Artissima, cosa resta?

Nelle Lezioni Americane di Italo Calvino, un paradigma fondamentale del nuovo millennio viene assegnato al concetto di visibilità: ”La fantasia è una specie di macchina elettronica che tiene conto di tutte le combinazioni possibili e sceglie quelle che rispondono a un fine, o che semplicemente sono le più interessanti, piacevoli, divertenti. Se ho incluso la Visibilità nel mio elenco di valori da salvare è per avvertire del pericolo che stiamo correndo di perdere una facoltà umana fondamentale: il potere di mettere a fuoco visioni a occhi chiusi, di far scaturire colori e forme dall’allineamento di caratteri alfabetici neri su una pagina bianca, di pensare per immagini. Penso a una possibile pedagogia dell’immaginazione che abitui a controllare la propria visione interiore senza soffocarla e senza d’altra parte lasciarla cadere in un confuso, labile fantasticare, ma permettendo che le immagini si cristallizzino in una forma ben definita, memorabile, autosufficiente, “icastica”. L’eccezionalità di un evento come Artissima pone una riflessione in seno alla grande macchina di immagini che mette in moto una fiera: cosa rimane ai nostri occhi?

L’inflazione esasperata di iconografie a cui quotidianamente siamo sottoposti, grazie anche all’onnipresente e ossessiva configurazione dei social media, suscita una questione di fondo laddove il mercato e il sistema dell’arte contemporanea non sono esenti da tale ingranaggio digitale. La condivisione sociale, primaria controparte mediatica, assegna allo spettatore non solo il ruolo di fruitore passivo, ma denota caratteristiche peculiari evolute: l’immortalare un’opera rappresenta non solo un gesto di approvazione, o un mero ricordo da conservare nell’archivio di memoria, ma autorizza l’osservatore a divenire giudice incontrastato, critico, curatore inconsapevole, colui che in ultima istanza applica una scelta. Artissima è la fiera più importante del nostro territorio, i 52mila visitatori non possono che confermare tale ruolo, il livello di attenzione mediatica è alto e molto spesso si presenta anche al di fuori dei mezzi d’informazione di settore, ma ciò che forse sarebbe interessante sondare è proprio la scelta che il pubblico applica di fronte alle migliaia di opere esposte e alle molteplici tematiche sfiorate.
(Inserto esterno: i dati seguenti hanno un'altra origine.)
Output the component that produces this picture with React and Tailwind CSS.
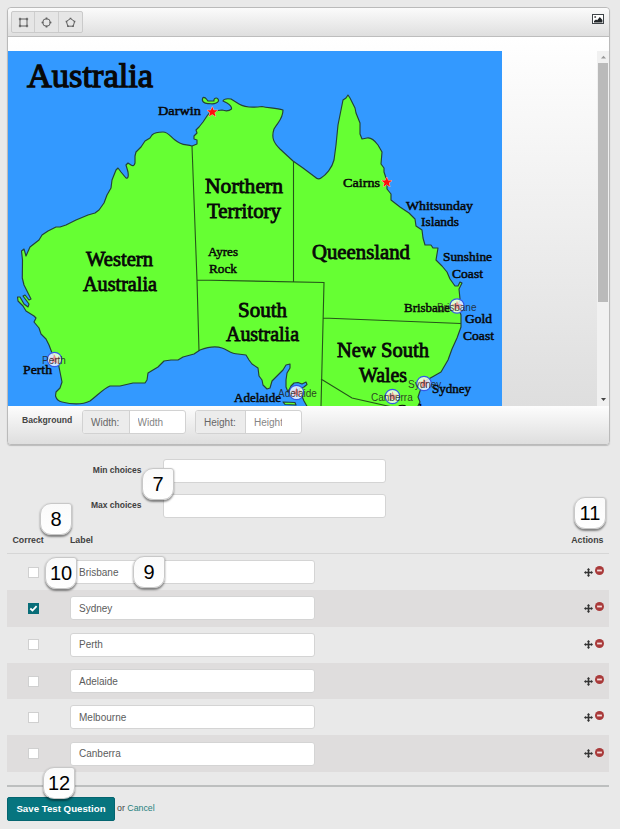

Se venisse effettuata un’indagine in merito alle opzioni curatoriali, diciamo così, dei fruitori della fiera, probabilmente uscirebbe fuori una lettura di volta in volta differente dell’evento. La democratizzazione di internet e delle sue piattaforme sociali permettono un nuovo e interessante dialogo tra opera d’arte e pubblico, quel pensare per immagini a cui Calvino si riferisce diverrebbe un modus operandi per comprendere e incanalare le tendenze estetiche generazionali, poiché anche le fasce cronologicamente più giovani della nostra società hanno ormai una confidenza ineguagliabile con le moderne tecnologie. La rappresentazione del sistema artistico contemporaneo diviene quindi uno spettacolo collettivo, l’identificazione di una coscienza condivisa, corollario estetico di un’emotività intellettuale che contiene nelle sue radici la somma di una personale esperienza iconologica.
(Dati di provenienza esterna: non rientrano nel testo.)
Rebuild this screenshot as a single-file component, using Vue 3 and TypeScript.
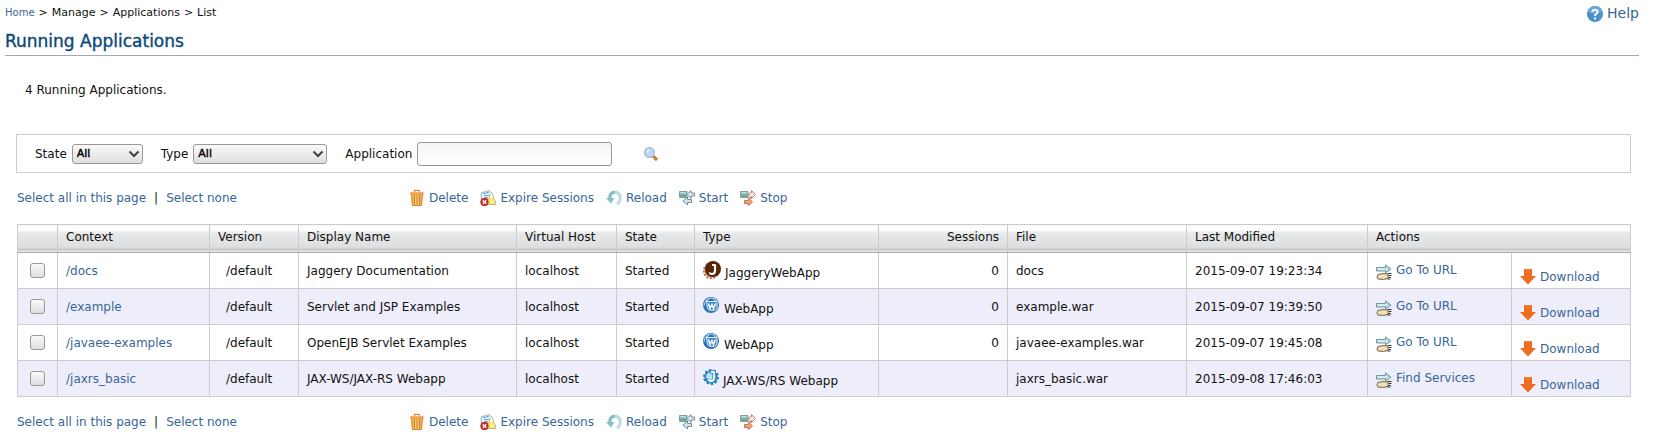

Artissima si delinea come esemplificazione modulare di un percorso immaginifico dai risultati mai scontati, composto da inconsapevoli ma coscienti spettatori che recepiscono un messaggio e lo diffondono in una condivisione unitaria e ramificata. Il post moderno è morto, siamo entrati in un secolo caratterizzato da una creolizzazione dei generi espressivi, artisti, collezionisti, critici, galleristi, curatori non possono ignorare la portata rivoluzionaria di questo inedito sistema dell’arte, l’era digitale chiama all’appello nuove competenze e specifiche sensibilità di comunicazione, un dialogo aperto universalmente a tutti che segna il futuro del contemporaneo.
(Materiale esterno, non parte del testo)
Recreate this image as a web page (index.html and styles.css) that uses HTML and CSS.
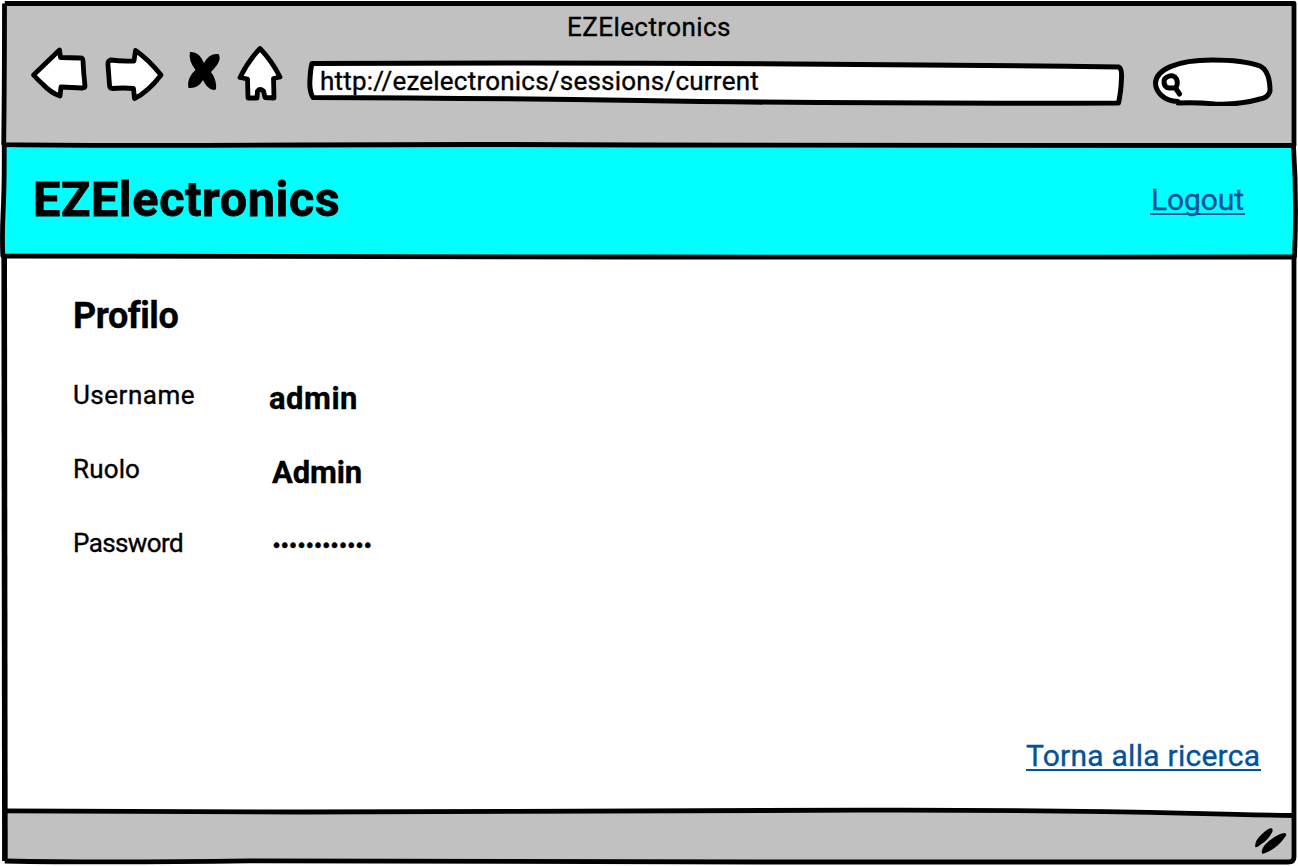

Conclude Calvino nel suo saggio dedicato al nuovo millennio: ”Al contrario, rispondo, chi siamo noi, chi è ciascuno di noi se non una combinatoria d’esperienze, d’informazioni, di letture, d’immaginazioni? Ogni vita è un’enciclopedia, una biblioteca, un inventario d’oggetti, un campionario di stili, dove tutto può essere continuamente rimescolato e riordinato in tutti i modi possibili”.